Jesse’s eyes became hard. “Where did that little fucker get to?”
“I don’t know. Nate warned me to leave him alone.”
“Nate can bite my ass,” Jesse said on a growl.
Gemma sent him a nasty look. “You promised.”
“Only for tonight. Tomorrow, he’s mine.”
Cade wasn’t sure what that was about. Now that Gemma was all right, it seemed like Jesse wanted a piece of Patrick. And it was Jesse’s right. Gemma belonged to him.
Gemma. He couldn’t take his eyes off her. The last time he’d seen her, she’d looked dead. Now she just looked tired. He would never be able to forget that she was fragile. No matter how much of a force of nature Gemma appeared to be, she was just a woman at heart, and she was just as fragile as the other women in his life had been.

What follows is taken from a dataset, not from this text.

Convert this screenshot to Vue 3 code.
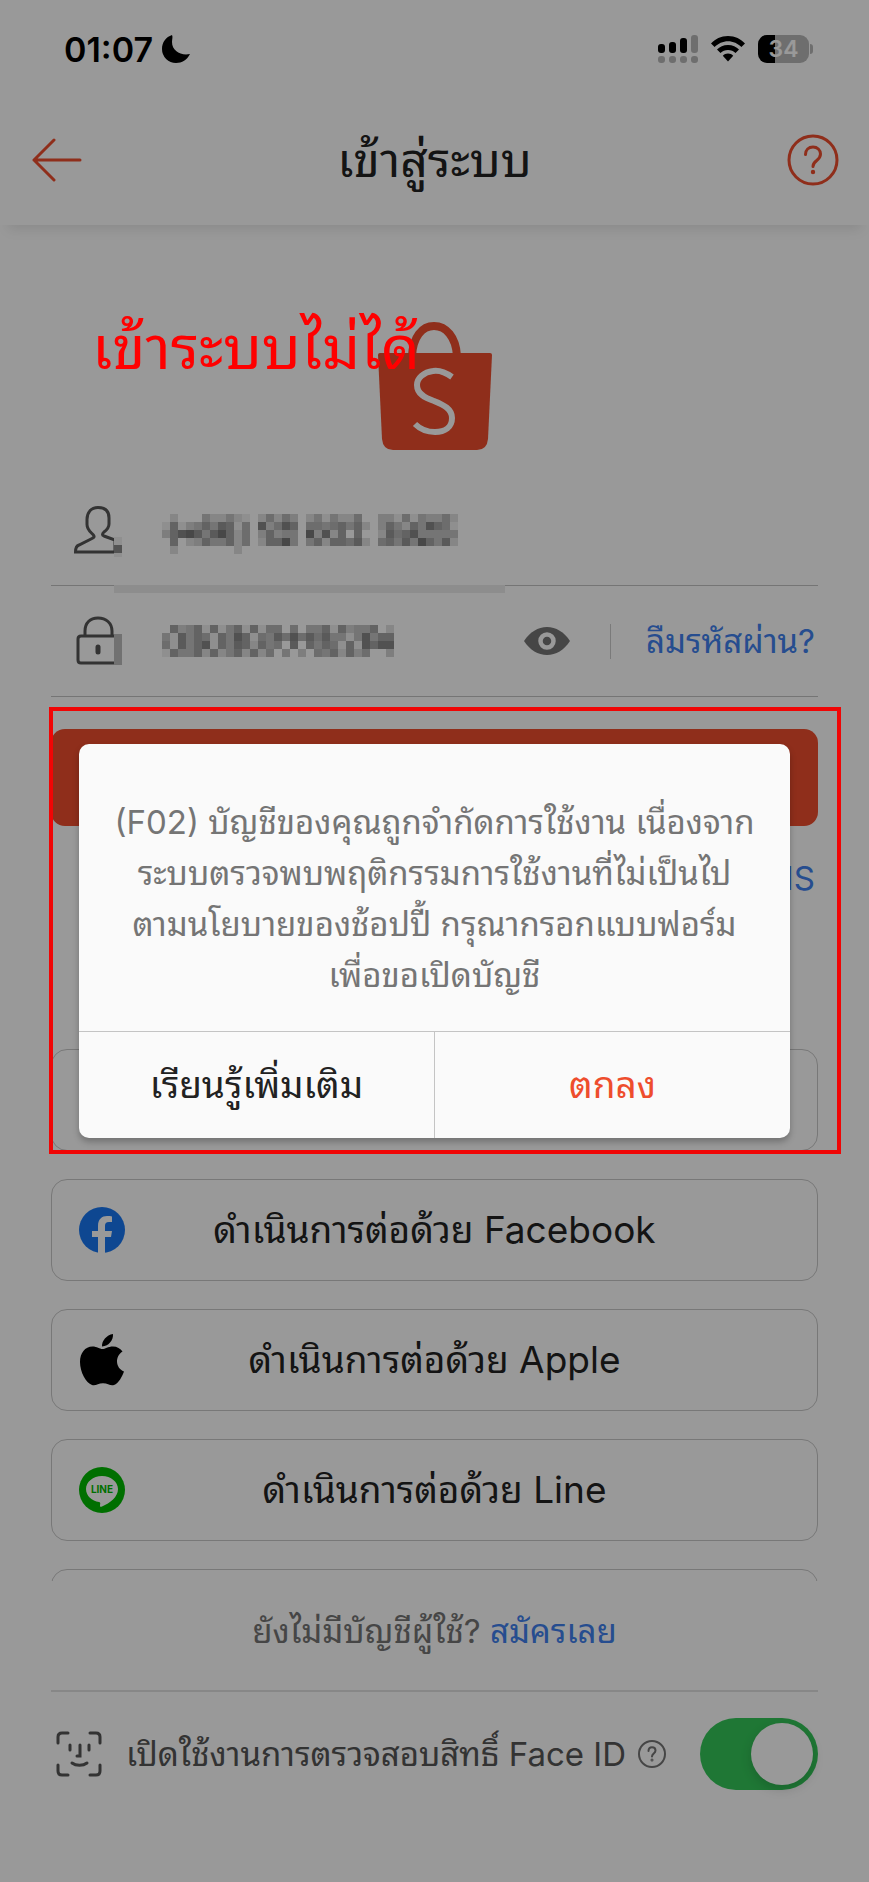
<script setup>
import { ref } from 'vue'

const faceId = ref(true)

const shades = ['', '#eee', '#dfdfdf', '#d2d2d2', '#c4c4c4', '#b6b6b6', '#a6a6a6', '#979797', '#888', '#787878']

const phoneMask = [
  '.2...422421.25253.2414225..3315143352',
  '16134647615.83586.55456462.3642648651',
  '36897479625.36344.93826.6..2756844444',
  '.6.23644625.26694.46266572.5647496472',
  '.2.......2...........................',
]
const passwordMask = [
  '.63461614616155.5.446163446.22',
  '41746516486154758575744148466',
  '517468164762645.7.64651618688',
  '16446262462625.4.3.5462635..3',
]

// Turns rows of shade digits into square cells
function cells(rows) {
  return rows.flatMap((row, y) =>
    [...row].map((c, x) => ({ x, y, fill: shades[Number(c)] || '' })).filter((cell) => cell.fill),
  )
}

const phoneCells = cells(phoneMask)
const passwordCells = cells(passwordMask)
</script>

<template>
  <div class="page">
    <div class="status">
      <span class="time">01:07</span>
      <svg class="moon" width="28" height="28" viewBox="0 0 28 28">
        <path d="M10 0C4 2 0 7 0 14a14 14 0 0 0 14 14c6 0 11-3 14-9-9 2-18-3-18-12 0-3 1-5 0-7z" />
      </svg>
      <span class="spacer"></span>
      <svg width="40" height="28" viewBox="0 0 40 28">
        <rect x="0" y="9" width="7" height="9" rx="3" />
        <rect x="11" y="7" width="7" height="11" rx="3" />
        <rect x="22" y="3" width="7" height="15" rx="3" />
        <g fill="#b8b8b8">
          <rect x="33" y="0" width="7" height="18" rx="3" />
          <rect x="0" y="21" width="7" height="7" rx="3" />
          <rect x="11" y="21" width="7" height="7" rx="3" />
          <rect x="22" y="21" width="7" height="7" rx="3" />
          <rect x="33" y="21" width="7" height="7" rx="3" />
        </g>
      </svg>
      <svg class="wifi" width="34" height="26" viewBox="0 0 34 26">
        <path d="M17 0C10 0 4 3 0 7.500L3.600 11C7 7.500 12 5.200 17 5.200s10 2.300 13.400 5.800L34 7.500C30 3 24 0 17 0z" />
        <path d="M17 9c-4.500 0-8.400 1.800-11 4.600l3.500 3.500c1.900-1.900 4.500-3.100 7.500-3.100s5.600 1.200 7.500 3.100l3.500-3.500C25.400 10.800 21.500 9 17 9z" />
        <path d="M17 17.600c-2 0-3.900.8-5.200 2.100L17 25.400l5.200-5.700c-1.300-1.300-3.200-2.100-5.200-2.100z" />
      </svg>
      <span class="battery"><b>34</b></span>
      <span class="nub"></span>
    </div>

    <header class="header">
      <button class="icon-button" aria-label="ย้อนกลับ">
        <svg width="50" height="44" viewBox="0 0 50 44" fill="none" stroke="#ee4d2d" stroke-width="3" stroke-linecap="round" stroke-linejoin="round">
          <path d="M22 2 2 22l20 20M2 22h46" />
        </svg>
      </button>
      <h1>เข้าสู่ระบบ</h1>
      <button class="icon-button" aria-label="ช่วยเหลือ">
        <svg width="52" height="52" viewBox="0 0 52 52" fill="none" stroke="#ee4d2d" stroke-width="3" stroke-linecap="round">
          <circle cx="26" cy="26" r="24" />
          <path d="M18.500 20.500c0-4.500 3.200-7.500 7.500-7.500s7.500 3 7.500 7c0 3-1.500 4.800-4 6.700-2.500 1.900-3.500 3-3.500 5.800" />
          <circle cx="26" cy="38" r="1.200" fill="#ee4d2d" stroke-width="2" />
        </svg>
      </button>
    </header>

    <main class="main">
      <svg class="bag" width="114" height="128" viewBox="0 0 114 128">
        <path d="M34 34C35 15 44 4 56 4s22 11 23 30" fill="none" stroke="#ee4d2d" stroke-width="8" />
        <path d="M2 31h110q2 0 2 2l-4 84q-1 11-11 11H15q-10 0-11-11L0 33q0-2 2-2z" fill="#ee4d2d" />
        <path d="M74 55C67 50 61 48 55 49 46 50 39 56 39 63c0 9 8 13 17 16 10 4 18 8 18 17 0 9-7 14-17 14-8 0-15-3-20-8" fill="none" stroke="#fff" stroke-width="6" />
      </svg>

      <form class="form" @submit.prevent>
        <div class="field">
          <label for="phone" aria-label="หมายเลขโทรศัพท์">
            <svg width="48" height="54" viewBox="0 0 48 54">
              <path d="M24 4.500c-7 0-11 5-11 12v5c0 5 3 7 6 10 2 2 1 3-1 4L5 42c-3 1-3.500 3-3.500 7H41V37l-11-4c-2-1-2-2 0-4 4-3 5-5 5-8v-6c0-7-4-10.500-11-10.500z" fill="none" stroke="#555" stroke-width="3" />
              <path d="M40 34h8v20h-8z" fill="#eee" />
              <path d="M40 42h8v8h-8z" fill="#8a8a8a" />
            </svg>
          </label>
          <span class="masked">
            <input id="phone" type="tel" autocomplete="off" />
            <svg class="mosaic" width="296" height="40" viewBox="0 0 37 5" shape-rendering="crispEdges">
              <rect v-for="c in phoneCells" :key="`${c.x}-${c.y}`" :x="c.x" :y="c.y" width="1" height="1" :fill="c.fill" />
            </svg>
          </span>
          <span class="strip"></span>
        </div>
        <div class="field">
          <label for="password" aria-label="รหัสผ่าน">
            <svg width="48" height="50" viewBox="0 0 48 50">
              <path d="M41 20H7q-3 0-3 3v21q0 3 3 3h34M11 20v-5C11 7 16 2 24 2s14 5 14 13v5" fill="none" stroke="#555" stroke-width="3" />
              <path d="M24 31v5" stroke="#555" stroke-width="5" stroke-linecap="round" />
              <path d="M40 18h8v31h-8z" fill="#bcbcbc" />
            </svg>
          </label>
          <span class="masked">
            <input id="password" type="password" autocomplete="off" />
            <svg class="mosaic" width="232" height="32" viewBox="0 0 29 4" shape-rendering="crispEdges">
              <rect v-for="c in passwordCells" :key="`${c.x}-${c.y}`" :x="c.x" :y="c.y" width="1" height="1" :fill="c.fill" />
            </svg>
          </span>
          <button type="button" class="icon-button eye" aria-label="แสดงรหัสผ่าน">
            <svg width="46" height="28" viewBox="0 0 46 28">
              <path d="M0 14C6 5 14 0 23 0s17 5 23 14c-6 9-14 14-23 14S6 23 0 14z" fill="#757575" />
              <circle cx="23" cy="14" r="6.500" fill="#757575" stroke="#fff" stroke-width="4.500" />
            </svg>
          </button>
          <a class="link forgot" href="#">ลืมรหัสผ่าน?</a>
        </div>

        <button class="submit" aria-label="เข้าสู่ระบบ"></button>
        <a class="link sms" href="#">SMS</a>
      </form>

      <div class="providers">
        <button class="provider" aria-label="ตัวเลือกอื่น"></button>
        <button class="provider">
          <svg width="46" height="46" viewBox="0 0 46 46">
            <circle cx="23" cy="23" r="23" fill="#1877f2" />
            <path d="M19 46V30h-6v-6h6v-5c0-7 4-10 9-10 2 0 4 0 5 .4V15h-3c-3 0-4 1.500-4 4v5h7l-1 6h-6v16z" fill="#fff" />
          </svg>
          <span>ดำเนินการต่อด้วย Facebook</span>
        </button>
        <button class="provider">
          <svg width="46" height="52" viewBox="0 0 46 52">
            <path d="M34 0c.4 6-4 12-11 12.500C22.500 7 27.500 1 34 0z" />
            <path d="M23.500 15c2.500 0 5.500-2.600 10.500-2.600 4 0 7.500 2 9.500 5-8 5-7 16.600 1.500 20-1.500 4.500-5.500 12-10 13.600-4 1-6-1.800-11-1.800s-7 2.800-11 1.800C7 49 1 38 1 28c0-9 5-15.500 12.500-15.500 4.500 0 7 2.500 10 2.500z" />
          </svg>
          <span>ดำเนินการต่อด้วย Apple</span>
        </button>
        <button class="provider">
          <svg width="46" height="46" viewBox="0 0 46 46">
            <circle cx="23" cy="23" r="23" fill="#00b900" />
            <path d="M23 9C14 9 7 15 7 22c0 7 6 12 13 13 2 .4 1 2 1 4 0 1 1 1 2 .5C31 36 39 30 39 22 39 15 32 9 23 9z" fill="#fff" />
            <text x="23" y="26" text-anchor="middle" font-size="10" font-weight="700" fill="#00b900">LINE</text>
          </svg>
          <span>ดำเนินการต่อด้วย Line</span>
        </button>
        <button class="provider" aria-label="ตัวเลือกเพิ่มเติม"></button>
      </div>
    </main>

    <footer class="footer">
      <p class="signup">ยังไม่มีบัญชีผู้ใช้? <a class="link" href="#">สมัครเลย</a></p>
      <div class="face">
        <svg width="46" height="46" viewBox="0 0 46 46" fill="none" stroke="#555" stroke-width="3" stroke-linecap="round">
          <path d="M2 12V6q0-4 4-4h6M34 2h6q4 0 4 4v6M44 34v6q0 4-4 4h-6M12 44H6q-4 0-4-4v-6" />
          <path d="M14 14v5M33 14v5M24 14v11h-3M16 32c4 3 11 3 15 0" />
        </svg>
        <label for="face-id">เปิดใช้งานการตรวจสอบสิทธิ์ Face ID</label>
        <svg width="28" height="28" viewBox="0 0 28 28" fill="none" stroke="#757575" stroke-width="2" stroke-linecap="round">
          <circle cx="14" cy="14" r="13" />
          <path d="M10.500 11c0-2.500 1.500-3.800 3.500-3.800s3.500 1.300 3.500 3.300c0 3-3.500 3-3.500 6" />
          <circle cx="14" cy="20" r=".5" />
        </svg>
        <input id="face-id" v-model="faceId" class="toggle" type="checkbox" role="switch" />
      </div>
    </footer>

    <div class="overlay">
      <section class="dialog" role="dialog" aria-modal="true">
        <p>
          (F02) บัญชีของคุณถูกจำกัดการใช้งาน เนื่องจาก<br />
          ระบบตรวจพบพฤติกรรมการใช้งานที่ไม่เป็นไป<br />
          ตามนโยบายของช้อปปี้ กรุณากรอกแบบฟอร์ม<br />
          เพื่อขอเปิดบัญชี
        </p>
        <div class="actions">
          <button>เรียนรู้เพิ่มเติม</button>
          <button class="primary">ตกลง</button>
        </div>
      </section>
    </div>

    <div class="frame"></div>
    <div class="note">เข้าระบบไม่ได้</div>
  </div>
</template>

<style>
body {
  background: #999;
}
</style>

<style scoped>
.page {
  position: relative;
  display: flex;
  flex-direction: column;
  min-height: 100vh;
  overflow: hidden;
  background: #fff;
  color: #222;
  font-family: Inter, "Noto Sans Thai Looped", Loma, Garuda, Waree, "Noto Sans Thai", "Noto Sans", sans-serif;
}
.page * {
  box-sizing: border-box;
}
button,
input {
  font: inherit;
  color: inherit;
  background: none;
  border: 0;
  padding: 0;
  margin: 0;
}
svg {
  display: block;
  flex: none;
}
.status {
  display: flex;
  align-items: center;
  height: 98px;
  padding: 0 56px 0 64px;
  color: #000;
}
.time {
  font-size: 34px;
  font-weight: 600;
}
.moon {
  margin-left: 9px;
}
.spacer {
  flex: 1;
}
.wifi {
  margin: 0 13px;
}
.battery {
  width: 51px;
  height: 28px;
  border-radius: 9px;
  background: linear-gradient(90deg, #000 17px, #b8b8b8 17px);
  color: #fff;
  text-align: center;
  font-size: 23px;
  line-height: 28px;
}
.battery b {
  font-weight: 600;
}
.nub {
  width: 3px;
  height: 10px;
  margin-left: 1px;
  border-radius: 0 3px 3px 0;
  background: #b8b8b8;
}
.header {
  display: flex;
  align-items: center;
  justify-content: space-between;
  height: 127px;
  padding: 0 30px 3px 32px;
  box-shadow: 0 12px 12px -8px rgba(0, 0, 0, 0.1);
}
h1 {
  margin: 0;
  font-size: 48px;
  line-height: 62px;
  font-weight: 400;
}
.icon-button {
  display: block;
}
.main {
  height: 1356px;
  overflow: hidden;
  padding: 97px 51px 0;
}
.bag {
  margin: 0 auto;
}
.form {
  display: flex;
  flex-direction: column;
  padding-top: 25px;
}
.field {
  position: relative;
  display: flex;
  align-items: center;
  height: 111px;
  padding-left: 23px;
  border-bottom: 1px solid #c4c4c4;
}
.masked {
  position: relative;
  flex: 1;
  margin-left: 40px;
}
.masked input {
  display: block;
  width: 100%;
  height: 60px;
  outline: 0;
}
.mosaic {
  position: absolute;
  left: 0;
  top: 14px;
}
.strip {
  position: absolute;
  left: 63px;
  bottom: -8px;
  width: 391px;
  height: 8px;
  background: #ebebeb;
}
.eye {
  margin-right: 40px;
}
.link {
  color: #4080ee;
  text-decoration: none;
}
.forgot {
  padding-left: 35px;
  padding-right: 3px;
  border-left: 1px solid #ccc;
  font-size: 33px;
  line-height: 35px;
}
.submit {
  height: 97px;
  margin-top: 32px;
  border-radius: 14px;
  background: #ee4d2d;
}
.sms {
  align-self: flex-end;
  margin-top: 32px;
  padding-right: 3px;
  font-size: 33px;
  line-height: 40px;
}
.providers {
  display: flex;
  flex-direction: column;
  gap: 28px;
  padding-top: 151px;
}
.provider {
  position: relative;
  display: flex;
  align-items: center;
  flex: none;
  height: 102px;
  padding: 0 27px;
  border: 1px solid #c8c8c8;
  border-radius: 16px;
  font-size: 37px;
}
.provider span {
  position: absolute;
  inset: 0;
  text-align: center;
  line-height: 100px;
}
.footer {
  height: 301px;
  padding: 0 51px;
}
.signup {
  height: 111px;
  margin: 0;
  border-bottom: 2px solid #e2e2e2;
  text-align: center;
  font-size: 33px;
  line-height: 100px;
  color: #757575;
}
.face {
  display: flex;
  align-items: center;
  height: 124px;
  padding-left: 5px;
  font-size: 33px;
  line-height: 50px;
  color: #555;
}
.face label {
  margin: 0 12px 0 24px;
  white-space: nowrap;
}
.toggle {
  appearance: none;
  width: 118px;
  height: 72px;
  margin-left: auto;
  padding: 5px;
  border-radius: 36px;
  background: #ccc;
}
.toggle::before {
  content: "";
  display: block;
  width: 62px;
  height: 62px;
  border-radius: 50%;
  background: #fff;
  box-shadow: 0 4px 12px rgba(0, 0, 0, 0.16);
}
.toggle:checked {
  background: #34c759;
}
.toggle:checked::before {
  margin-left: auto;
}
.overlay {
  position: absolute;
  inset: 0;
  display: flex;
  flex-direction: column;
  justify-content: center;
  padding: 0 79px;
  background: rgba(0, 0, 0, 0.4);
}
.dialog {
  border-radius: 10px;
  background: #fafafa;
  box-shadow: 0 4px 6px rgba(0, 0, 0, 0.25);
}
.dialog p {
  margin: 0;
  padding: 53px 0 30px;
  text-align: center;
  white-space: nowrap;
  font-size: 33px;
  line-height: 51px;
  color: #757575;
}
.actions {
  display: flex;
  border-top: 1px solid #c4c4c4;
}
.actions button {
  flex: 1;
  height: 106px;
  font-size: 37px;
  line-height: 50px;
}
.actions .primary {
  border-left: 1px solid #c4c4c4;
  color: #ee4d2d;
}
.frame {
  position: absolute;
  top: 707px;
  left: 49px;
  right: 28px;
  height: 447px;
  border: 4px solid #f00505;
}
.note {
  position: absolute;
  top: 302px;
  left: 92px;
  color: #f00;
  font-size: 60px;
  line-height: 90px;
  white-space: nowrap;
}
</style>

He should have left. Gotten on his bike and fled the fucking scene of the crime. But he’d stayed because he couldn’t leave without making sure she was fine. He’d spent hours cooking for her, making sure that at least she would be well fed. And then he would face her. He would see the look in not only hers but Jesse’s eyes, and then he would hop on his bike and go. He wouldn’t look back. He would know that Jesse would take care of her, and he could just fucking drink and party himself to the death he deserved.